Sin embargo, Hill se compadece de sus negligentes militares y, en cierto modo, les victimiza a través del resorte que activa involuntaria e inocentemente el conflicto narrativo: unas barcas tomadas sin permiso pero con voluntad de devolución y unas ráfagas de ametralladora con balas de fogueo. De repente, una expedición rutinaria se convierte en una pesadilla que acontece en el lugar menos esperado: territorio amigo. Sin embargo, el director no duda en castigarles con sadismo. Desde el inicio, las personalidades extremas de sus soldados anticipan el conflicto, que se ve incrementado con el transcurso de los minutos a través de la amenaza externa.

El director alterna los planos generales, destinados a mostrar la inmensidad de la naturaleza que aísla a sus personajes de la civilización, y los planos más próximos, habitualmente filmados con teleobjetivo y encargados de transmitir esa tensión irrespirable que surge entre los componentes del grupo y emana de esa amenaza externa.
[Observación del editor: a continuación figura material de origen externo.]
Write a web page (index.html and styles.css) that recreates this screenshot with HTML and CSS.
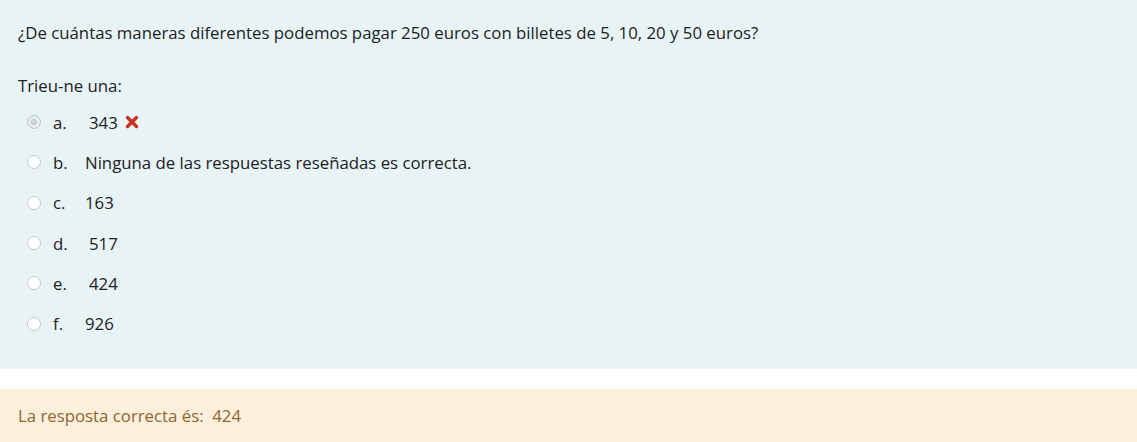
FILE: index.html
```html
<!DOCTYPE html>
<html lang="es">
<head>
<meta charset="utf-8">
<link rel="stylesheet" href="styles.css">
</head>
<body>
<div class="formulation">
  <p class="qtext">¿De cuántas maneras diferentes podemos pagar 250 euros con billetes de 5, 10, 20 y 50 euros?</p>
  <p class="prompt">Trieu-ne una:</p>
  <div class="answers">
    <div class="opt"><span class="radio checked"></span><span class="num">a.</span><span class="txt pad">343</span><svg class="cross" viewBox="0 0 14 14" width="14" height="14"><path d="M2.5 2.5 L11.5 11.5 M11.5 2.5 L2.5 11.5" stroke="#ca3120" stroke-width="3.4" stroke-linecap="round"/></svg></div>
    <div class="opt"><span class="radio"></span><span class="num">b.</span><span class="txt">Ninguna de las respuestas reseñadas es correcta.</span></div>
    <div class="opt"><span class="radio"></span><span class="num">c.</span><span class="txt">163</span></div>
    <div class="opt"><span class="radio"></span><span class="num">d.</span><span class="txt pad">517</span></div>
    <div class="opt"><span class="radio"></span><span class="num">e.</span><span class="txt pad">424</span></div>
    <div class="opt"><span class="radio"></span><span class="num">f.</span><span class="txt">926</span></div>
  </div>
</div>
<div class="outcome">La resposta correcta és:&nbsp; 424</div>
</body>
</html>
```
FILE: styles.css
```css
html, body { margin: 0; padding: 0; background: #fff; }
body {
  font-family: "Open Sans", "Noto Sans", sans-serif;
  font-size: 16.8px;
  color: #1d2125;
}
.formulation {
  background: #e7f3f5;
  height: 369px;
  padding: 0 18px;
  box-sizing: border-box;
  overflow: hidden;
}
.qtext { margin: 0; padding-top: 22px; line-height: 22px; }
.prompt { margin: 31px 0 0; line-height: 22px; }
.answers { margin-top: 5px; display: flex; flex-direction: column; }
.opt { display: flex; align-items: center; height: 40.3px; }
.radio {
  width: 12px; height: 12px; border-radius: 50%;
  border: 1px solid #c6cdd0; background: #fdfefe;
  margin-left: 9px; margin-right: 12px; box-sizing: content-box;
  flex: none;
}
.radio.checked { background: #cfd3d5; border-color: #c4c9cc; box-shadow: inset 0 0 0 2.5px #eceff0; }
.num { width: 32px; flex: none; }
.txt.pad { padding-left: 4px; }
.cross { margin-left: 7px; }
.outcome {
  margin-top: 20px;
  background: #fcefdc;
  color: #8e662e;
  height: 53px;
  line-height: 53px;
  padding: 0 18px;
}
```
A pesar de su esquema previsible, el guión está lo suficientemente bien escrito como para garantizar numerosas sorpresas y un clímax final que deja sin aliento al espectador merced a la excepcional labor del editor: elipsis visuales que vaticinan la tragedia y dos secuencias que alternan una representación musical in crescendo con el enfrentamiento final entre los soldados restantes y los «malvados» cajún. Tras recobrar el aliento, es posible que haya desaparecido la distinción entre buenos y malos para empezar a reflexionar sobre otras cuestiones que rechazan los extremos.